## Written problem
Pictures in the data below are not part of the copy; transcribe everything else exactly.
————
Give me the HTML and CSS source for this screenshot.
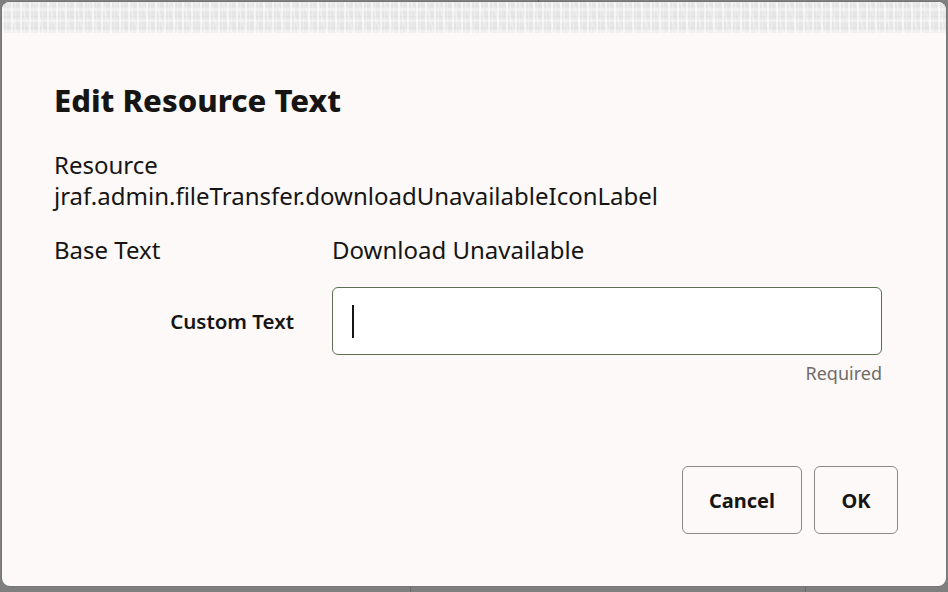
FILE: index.html
```html
<!DOCTYPE html>
<html lang="en">
<head>
<meta charset="utf-8">
<title>Edit Resource Text</title>
<link rel="stylesheet" href="styles.css">
</head>
<body>
<div class="backdrop">
  <div class="table-row top-row">
    <div class="cell cell-a"></div>
    <div class="cell cell-b"></div>
    <div class="cell cell-c">Resource</div>
  </div>
  <div class="table-row bottom-row">
    <div class="cell cell-d"></div>
    <div class="cell cell-e">Description</div>
    <div class="cell cell-f">Description</div>
  </div>
</div>

<div class="dialog" role="dialog" aria-labelledby="dlg-title">
  <div class="dialog-strip"></div>
  <div class="dialog-body">
    <h1 class="title" id="dlg-title">Edit Resource Text</h1>
    <div class="resource">
      <div>Resource</div>
      <div>jraf.admin.fileTransfer.downloadUnavailableIconLabel</div>
    </div>
    <div class="form">
      <div class="label">Base Text</div>
      <div class="value">Download Unavailable</div>
      <label class="label-strong">Custom Text</label>
      <div class="input"><span class="caret"></span></div>
      <div class="hint">Required</div>
    </div>
  </div>
  <div class="footer">
    <button class="btn btn-cancel">Cancel</button>
    <button class="btn btn-ok">OK</button>
  </div>
</div>
</body>
</html>
```

FILE: styles.css
```css
html, body {
  margin: 0;
  padding: 0;
}
body {
  width: 948px;
  height: 592px;
  overflow: hidden;
  background: #7f7f7f;
  font-family: "Noto Sans", "Open Sans", sans-serif;
  color: #161513;
  position: relative;
}

/* underlying page seen through the scrim */
.backdrop {
  height: 592px;
  display: flex;
  flex-direction: column;
  justify-content: space-between;
}
.table-row {
  display: flex;
  height: 24px;
  font-size: 20px;
  color: #1d1d1d;
}
.top-row {
  margin-top: -20px;
  align-items: flex-end;
}
.top-row .cell {
  line-height: 24px;
}
.cell-a { width: 193px; border-right: 1px solid #5c5c5c; }
.cell-b { width: 217px; }
.cell-c { width: 127px; border-right: 1px solid #5c5c5c; }
.bottom-row {
  margin-bottom: -19px;
  align-items: flex-start;
}
.bottom-row .cell { line-height: 30px; padding-left: 14px; }
.cell-d { width: 0; border-right: 1px solid #6a6a6a; }
.cell-e { width: 381px; border-right: 1px solid #6a6a6a; }
.cell-f { width: 380px; border-right: 1px solid #6a6a6a; }

/* modal dialog */
.dialog {
  position: absolute;
  left: 2px;
  top: 2px;
  width: 944px;
  height: 584px;
  border-radius: 8px;
  background: #fcf9f8;
  overflow: hidden;
  display: flex;
  flex-direction: column;
  box-shadow: 0 0 0 1px rgba(0,0,0,0.06);
}
.dialog-strip {
  height: 31px;
  flex: none;
  background-color: #e6e6e6;
  background-image:
    repeating-linear-gradient(90deg, rgba(255,255,255,0.55) 0 2px, transparent 2px 4px, rgba(255,255,255,0.3) 4px 5px, transparent 5px 9px),
    repeating-linear-gradient(0deg, rgba(255,255,255,0.35) 0 3px, transparent 3px 5px, rgba(0,0,0,0.025) 5px 6px, transparent 6px 11px),
    repeating-linear-gradient(75deg, rgba(255,255,255,0.25) 0 2px, transparent 2px 13px);
}
.dialog-body {
  padding: 47px 52px 0 52px;
}
.title {
  margin: 0;
  font-size: 31px;
  line-height: 40px;
  font-weight: 800;
}
.resource {
  margin-top: 29px;
  font-size: 24px;
  line-height: 31px;
}
.form {
  margin-top: 23px;
  display: grid;
  grid-template-columns: 278px 550px;
  align-items: center;
}
.label, .value {
  font-size: 24px;
  line-height: 31px;
}
.label-strong {
  grid-column: 1;
  margin-top: 22px;
  justify-self: end;
  padding-right: 38px;
  font-size: 20.5px;
  font-weight: 600;
  line-height: 28px;
}
.input {
  grid-column: 2;
  margin-top: 22px;
  box-sizing: border-box;
  height: 68px;
  border: 1px solid #5e7052;
  border-radius: 6px;
  background: #ffffff;
  display: flex;
  align-items: center;
  padding-left: 19px;
}
.caret {
  width: 1.5px;
  height: 33px;
  background: #161513;
}
.hint {
  grid-column: 2;
  justify-self: end;
  margin-top: 7px;
  font-size: 18px;
  line-height: 22px;
  color: #6f6c68;
}

.footer {
  margin-top: auto;
  display: flex;
  justify-content: flex-end;
  gap: 12px;
  padding: 0 48px 52px 0;
}
.btn {
  box-sizing: border-box;
  height: 68px;
  border: 1px solid #8c8a87;
  border-radius: 6px;
  background: #fcf9f8;
  font-family: inherit;
  font-size: 20px;
  font-weight: 700;
  color: #161513;
  padding: 0;
}
.btn-cancel { width: 120px; }
.btn-ok { width: 84px; }
```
————
## Exercise result
Give me the HTML and CSS source for this screenshot.
FILE: index.html
```html
<!DOCTYPE html>
<html lang="en">
<head>
<meta charset="utf-8">
<title>Edit Resource Text</title>
<link rel="stylesheet" href="styles.css">
</head>
<body>
<div class="backdrop">
  <div class="table-row top-row">
    <div class="cell cell-a"></div>
    <div class="cell cell-b"></div>
    <div class="cell cell-c">Resource</div>
  </div>
  <div class="table-row bottom-row">
    <div class="cell cell-d"></div>
    <div class="cell cell-e">Description</div>
    <div class="cell cell-f">Description</div>
  </div>
</div>

<div class="dialog" role="dialog" aria-labelledby="dlg-title">
  <div class="dialog-strip"></div>
  <div class="dialog-body">
    <h1 class="title" id="dlg-title">Edit Resource Text</h1>
    <div class="resource">
      <div>Resource</div>
      <div>jraf.admin.fileTransfer.downloadUnavailableIconLabel</div>
    </div>
    <div class="form">
      <div class="label">Base Text</div>
      <div class="value">Download Unavailable</div>
      <label class="label-strong">Custom Text</label>
      <div class="input"><span class="caret"></span></div>
      <div class="hint">Required</div>
    </div>
  </div>
  <div class="footer">
    <button class="btn btn-cancel">Cancel</button>
    <button class="btn btn-ok">OK</button>
  </div>
</div>
</body>
</html>
```

FILE: styles.css
```css
html, body {
  margin: 0;
  padding: 0;
}
body {
  width: 948px;
  height: 592px;
  overflow: hidden;
  background: #7f7f7f;
  font-family: "Noto Sans", "Open Sans", sans-serif;
  color: #161513;
  position: relative;
}

/* underlying page seen through the scrim */
.backdrop {
  height: 592px;
  display: flex;
  flex-direction: column;
  justify-content: space-between;
}
.table-row {
  display: flex;
  height: 24px;
  font-size: 20px;
  color: #1d1d1d;
}
.top-row {
  margin-top: -20px;
  align-items: flex-end;
}
.top-row .cell {
  line-height: 24px;
}
.cell-a { width: 193px; border-right: 1px solid #5c5c5c; }
.cell-b { width: 217px; }
.cell-c { width: 127px; border-right: 1px solid #5c5c5c; }
.bottom-row {
  margin-bottom: -19px;
  align-items: flex-start;
}
.bottom-row .cell { line-height: 30px; padding-left: 14px; }
.cell-d { width: 0; border-right: 1px solid #6a6a6a; }
.cell-e { width: 381px; border-right: 1px solid #6a6a6a; }
.cell-f { width: 380px; border-right: 1px solid #6a6a6a; }

/* modal dialog */
.dialog {
  position: absolute;
  left: 2px;
  top: 2px;
  width: 944px;
  height: 584px;
  border-radius: 8px;
  background: #fcf9f8;
  overflow: hidden;
  display: flex;
  flex-direction: column;
  box-shadow: 0 0 0 1px rgba(0,0,0,0.06);
}
.dialog-strip {
  height: 31px;
  flex: none;
  background-color: #e6e6e6;
  background-image:
    repeating-linear-gradient(90deg, rgba(255,255,255,0.55) 0 2px, transparent 2px 4px, rgba(255,255,255,0.3) 4px 5px, transparent 5px 9px),
    repeating-linear-gradient(0deg, rgba(255,255,255,0.35) 0 3px, transparent 3px 5px, rgba(0,0,0,0.025) 5px 6px, transparent 6px 11px),
    repeating-linear-gradient(75deg, rgba(255,255,255,0.25) 0 2px, transparent 2px 13px);
}
.dialog-body {
  padding: 47px 52px 0 52px;
}
.title {
  margin: 0;
  font-size: 31px;
  line-height: 40px;
  font-weight: 800;
}
.resource {
  margin-top: 29px;
  font-size: 24px;
  line-height: 31px;
}
.form {
  margin-top: 23px;
  display: grid;
  grid-template-columns: 278px 550px;
  align-items: center;
}
.label, .value {
  font-size: 24px;
  line-height: 31px;
}
.label-strong {
  grid-column: 1;
  margin-top: 22px;
  justify-self: end;
  padding-right: 38px;
  font-size: 20.5px;
  font-weight: 600;
  line-height: 28px;
}
.input {
  grid-column: 2;
  margin-top: 22px;
  box-sizing: border-box;
  height: 68px;
  border: 1px solid #5e7052;
  border-radius: 6px;
  background: #ffffff;
  display: flex;
  align-items: center;
  padding-left: 19px;
}
.caret {
  width: 1.5px;
  height: 33px;
  background: #161513;
}
.hint {
  grid-column: 2;
  justify-self: end;
  margin-top: 7px;
  font-size: 18px;
  line-height: 22px;
  color: #6f6c68;
}

.footer {
  margin-top: auto;
  display: flex;
  justify-content: flex-end;
  gap: 12px;
  padding: 0 48px 52px 0;
}
.btn {
  box-sizing: border-box;
  height: 68px;
  border: 1px solid #8c8a87;
  border-radius: 6px;
  background: #fcf9f8;
  font-family: inherit;
  font-size: 20px;
  font-weight: 700;
  color: #161513;
  padding: 0;
}
.btn-cancel { width: 120px; }
.btn-ok { width: 84px; }
```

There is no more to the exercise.